Espurios intereses se aliaron para provocar la ruptura de lo que había
sido la Gran Colombia. Tampoco México quedaría al margen de la
atomización del continente. El afán expansionista de Estados Unidos le
arrebataría Texas, California, Nuevo México y Arizona, entre otras,
después de una cruenta guerra, donde la bandera de Estados Unidos se
izaba en su capital. Las grandes potencias no dudaron en promover
asonadas, financiar traidores e invadir, si con ello podían mantener su
control territorial y la explotación de los recursos naturales. El siglo
XIX se despidió como entró, en medio de luchas por evitar cualquier
principio de unidad latinoamericana y caribeña. Estados Unidos
lentamente iba consolidando su poder en la región. La guerra
hispano-cubana-norteamericana (1898) le dio el control de Cuba,
transformando la isla en un protectorado. Y el siglo XX hizo su entrada
de igual forma. En 1903, Colombia vería como una parte de su territorio
se desgajaba, dando origen a la formación de un nuevo Estado, Panamá.
Estados Unidos no podía estar más contento. Tras el fracaso de Francia,
en la empresa de construir un canal que uniese los océanos Atlántico y
Pacífico, podía iniciar su proyecto. Panamá, nada más comenzada su
andadura como Estado independiente, se convirtió en semicolonia. La
enmienda Platt se hizo carne en su primera Constitución. El artículo 136
la recoge bajo esta redacción: El gobierno de Estados Unidos de América podrá intervenir en cualquier punto de la república de Panamá, para restablecer la paz pública y el orden constitucional si hubiere sido turbado en el caso de que por virtud de tratado público aquella nación asumiere, o hubiere asumido, la obligación de garantizar la independencia y soberanía de la república. Así no hay duda de quienes serán los verdaderos dueños del país.

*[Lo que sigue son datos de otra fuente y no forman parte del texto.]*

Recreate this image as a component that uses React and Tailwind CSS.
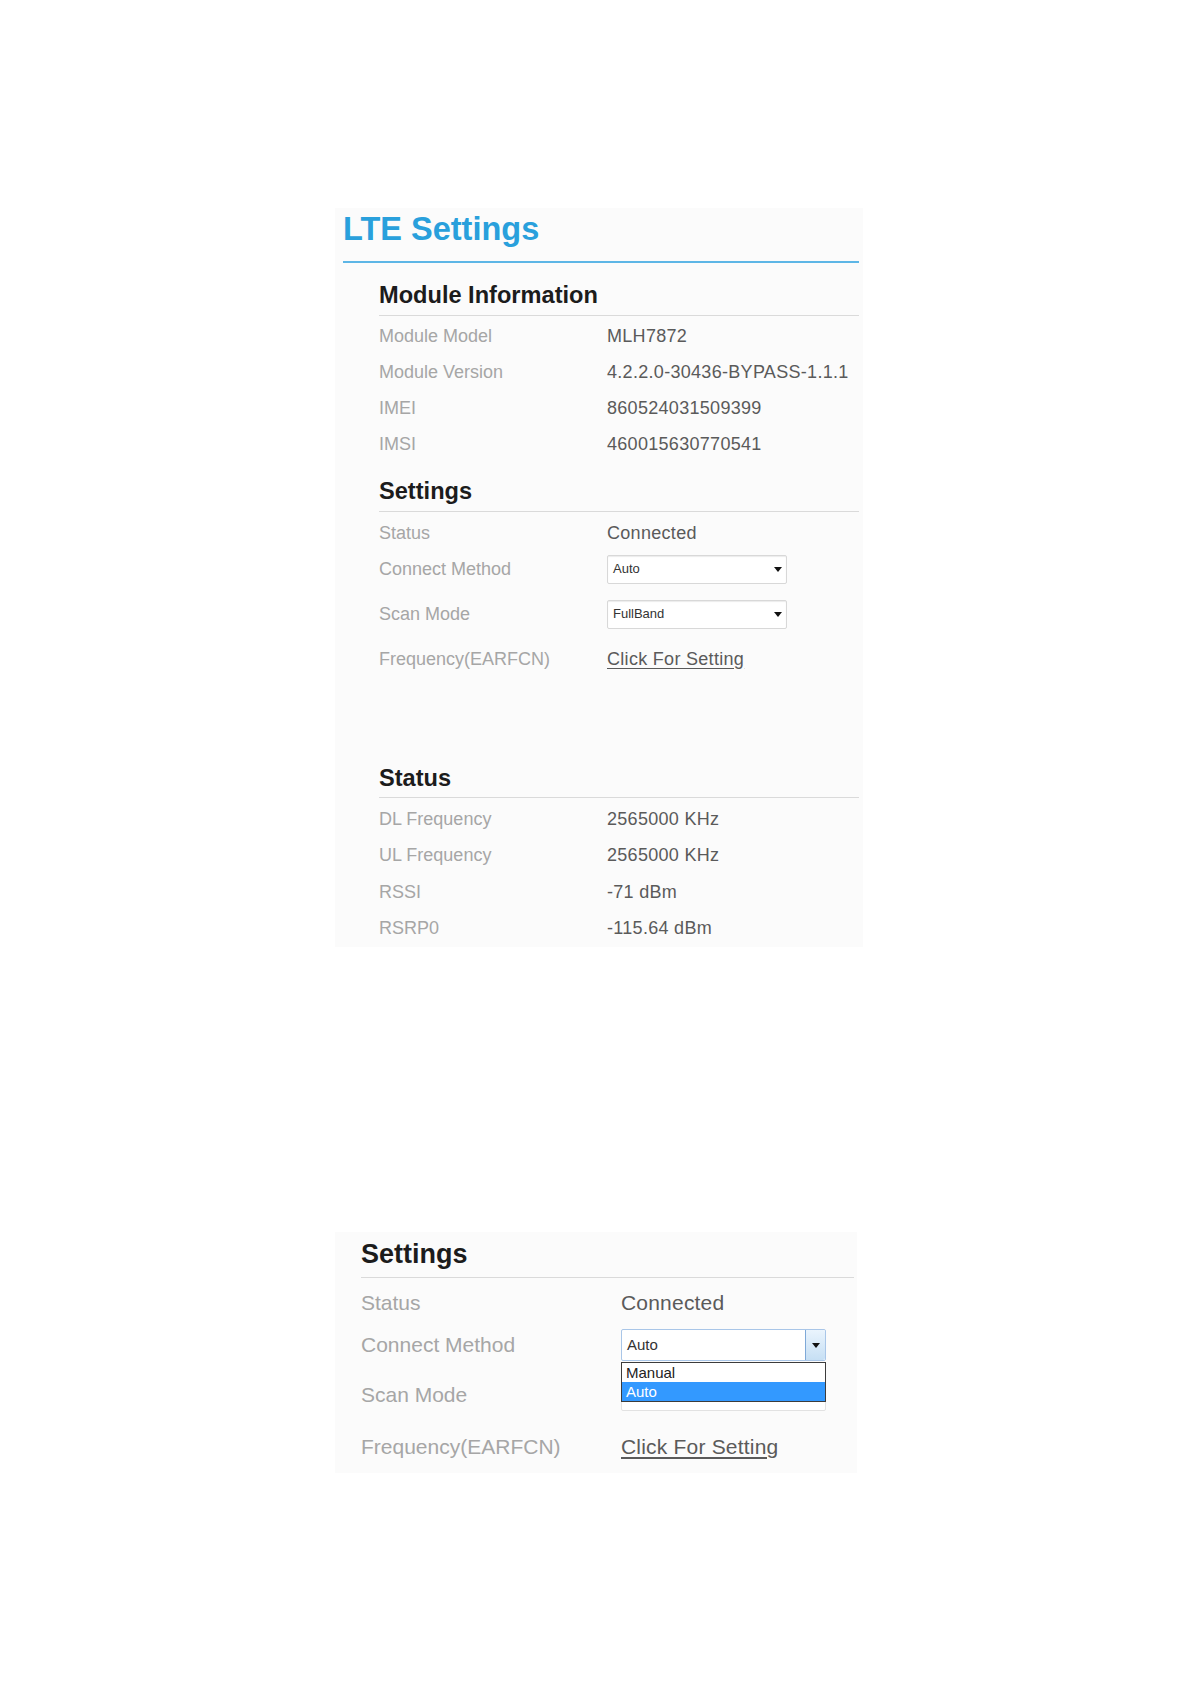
import React from 'react';

const font = { fontFamily: '"Liberation Sans", Arial, sans-serif' };

const Arrow = () => (
  <svg width="8" height="5" viewBox="0 0 8 5" className="shrink-0">
    <path d="M0 0 L8 0 L4 5 Z" fill="#111" />
  </svg>
);

const Heading = ({ children, cls }) => (
  <div className={`font-bold text-[#1c1c1c] border-b border-[#dadada] ${cls}`}>{children}</div>
);

const Row = ({ label, children, h = 'h-[36px]', extra = '' }) => (
  <div className={`flex items-center ${h} ${extra}`}>
    <div className="w-[228px] shrink-0 text-[18px] text-[#a6a6a6]">{label}</div>
    <div className="text-[18px] text-[#5a5a5a] tracking-[0.3px]">{children}</div>
  </div>
);

const SmallSelect = ({ value }) => (
  <div className="w-[180px] h-[29px] bg-white border border-[#d8d8d8] rounded-[2px] shadow-[inset_0_1px_1px_rgba(0,0,0,0.08)] flex items-center justify-between pl-[5px] pr-[4px]">
    <span className="text-[13px] text-[#333] tracking-normal">{value}</span>
    <Arrow />
  </div>
);

const Row2 = ({ label, children, h = 'h-[42px]', extra = '' }) => (
  <div className={`flex items-center ${h} ${extra}`}>
    <div className="w-[260px] shrink-0 text-[21px] text-[#a6a6a6]">{label}</div>
    <div className="text-[21px] text-[#5a5a5a] tracking-[0.2px]">{children}</div>
  </div>
);

export default function App() {
  return (
    <div className="min-h-[1684px] bg-white pt-[208px] pl-[335px]" style={font}>
      {/* LTE settings panel */}
      <div className="w-[528px] bg-[#fbfbfb] pt-[1px] pb-[1px]">
        <div className="ml-[8px] mr-[4px] border-b-2 border-[#5db6e6] pb-[12px]">
          <h1 className="text-[32.5px] leading-[40px] font-bold text-[#29a0dc]">LTE Settings</h1>
        </div>

        <div className="ml-[44px] mr-[4px]">
          <Heading cls="mt-[17px] text-[23.6px] leading-[30px] pb-[5px]">Module Information</Heading>
          <div className="pt-[2px]">
            <Row label="Module Model">MLH7872</Row>
            <Row label="Module Version">4.2.2.0-30436-BYPASS-1.1.1</Row>
            <Row label="IMEI">860524031509399</Row>
            <Row label="IMSI">460015630770541</Row>
          </div>

          <Heading cls="mt-[14px] text-[23.6px] leading-[30px] pb-[5px]">Settings</Heading>
          <div className="pt-[3px]">
            <Row label="Status">Connected</Row>
            <Row label="Connect Method"><SmallSelect value="Auto" /></Row>
            <Row label="Scan Mode" extra="mt-[9px]"><SmallSelect value="FullBand" /></Row>
            <Row label="Frequency(EARFCN)" extra="mt-[9px]">
              <span className="underline underline-offset-[3px]">Click For Setting</span>
            </Row>
          </div>

          <Heading cls="mt-[86px] text-[23.6px] leading-[30px] pb-[4px]">Status</Heading>
          <div className="pt-[3px]">
            <Row label="DL Frequency">2565000 KHz</Row>
            <Row label="UL Frequency" h="h-[37px]">2565000 KHz</Row>
            <Row label="RSSI">-71 dBm</Row>
            <Row label="RSRP0">-115.64 dBm</Row>
          </div>
        </div>
      </div>

      {/* Settings panel with open drop-down */}
      <div className="mt-[285px] w-[522px] bg-[#fbfbfb] pt-[5px] pb-[5px]">
        <div className="ml-[26px] mr-[3px]">
          <Heading cls="text-[27px] leading-[34px] pb-[6px]">Settings</Heading>
          <div className="pt-[4px]">
            <Row2 label="Status">Connected</Row2>
            <Row2 label="Connect Method">
              <div className="relative">
                <div className="w-[205px] h-[32px] bg-white border border-[#a9c6e8] rounded-[2px] flex items-stretch">
                  <span className="flex-1 flex items-center pl-[5px] text-[15px] text-[#333] tracking-normal">Auto</span>
                  <div className="w-[20px] border-l border-[#7fa9d8] bg-gradient-to-b from-[#eaf4fd] to-[#c6dff4] flex items-center justify-center rounded-r-[2px]">
                    <Arrow />
                  </div>
                </div>
                <div className="absolute left-0 top-[33px] z-10 w-[205px] bg-white border border-[#3c3c3c] text-[15px] tracking-normal leading-[19px]">
                  <div className="pl-[4px] text-[#222]">Manual</div>
                  <div className="pl-[4px] bg-[#3399ff] text-white">Auto</div>
                </div>
              </div>
            </Row2>
            <Row2 label="Scan Mode" extra="mt-[8px]">
              <div className="w-[205px] h-[32px] bg-white border border-[#e2e2e2] rounded-[2px]" />
            </Row2>
            <Row2 label="Frequency(EARFCN)" extra="mt-[10px]">
              <span className="underline underline-offset-[3px]">Click For Setting</span>
            </Row2>
          </div>
        </div>
      </div>
    </div>
  );
}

De esta manera se construyó una región sometida y controlada por Estados Unidos. Lentamente los potencias extracontinentales fueron perdiendo fuerza. Aquí comienza otra andadura, la justificación ideológica para mantener a los pueblos latinoamericanos sojuzgados. Nace el panamericanismo. Pero tras la Segunda Guerra Mundial, surge un nuevo orden. Por primera vez en la historia de Occidente, el eje del poder cambia de continente. La vieja Europa cede su trono a Estados Unidos y el rancio panamericanismo muta bajo el paraguas de la guerra fría. El Tratado Interamericano de Defensa Reciproca (TIAR) y su corolario político, la Organización de Estados Americanos (OEA), en 1948, serán los diques de contención frente a los proyectos antimperialistas de liberación nacional. Ambas organizaciones, el TIAR y la OEA, mostrarán su cara más grotesca a pocos años de su creación. Primero avalando el golpe militar en Guatemala, en 1954, contra Jacobo Arbenz orquestado por la CIA en colaboración con el gobierno Honduras y El Salvador, entre otros, y segundo, avalando el bloqueo económico y político a Cuba, y posteriormente orquestando su expulsión en 1964. La existencia de la OEA en la región ha sido un factor desestabilizador. Baste recordar la complicidad guardada frente a los golpes de Estado y las dictaduras militares establecidas en los años 70 del siglo pasado. Su principal papel ha sido obstruir la creación de cualquier proyecto latinoamericano y caribeño cuestionador de la hegemonía estadunidense. Así, no faltan motivos para pedir su disolución.
En estos días mucho se escribe sobre la iniciativa de fortalecer la reciente iniciativa que vio la luz en Caracas, crear una Comunidad de Estados Latinoamericanos y Caribeños (Celac), y no es baladí. Tras verificar los beneficios de contar con organizaciones regionales, sin presencia de Estados Unidos, Unasur y Alba, por ejemplo, la decisión de los 33 países que han decidido presentar la Celac supone un salto de calidad. No dudamos de las dificultades de ponerla en marcha. Estados Unidos hará lo posible para conseguir su fracaso, recurriendo a todo tipo de artimañas posibles, apoyándose, de paso, en mezquindades políticas. Es en este campo de condiciones adverso, donde le toca navegar al sueño de los libertadores, la construcción de la Patria Grande, anhelada como un factor identitario, más allá de la diversidad política e ideológica. Su destino dependerá de la voluntad política para no caer en el desaliento y la traición. En eso consiste la batalla.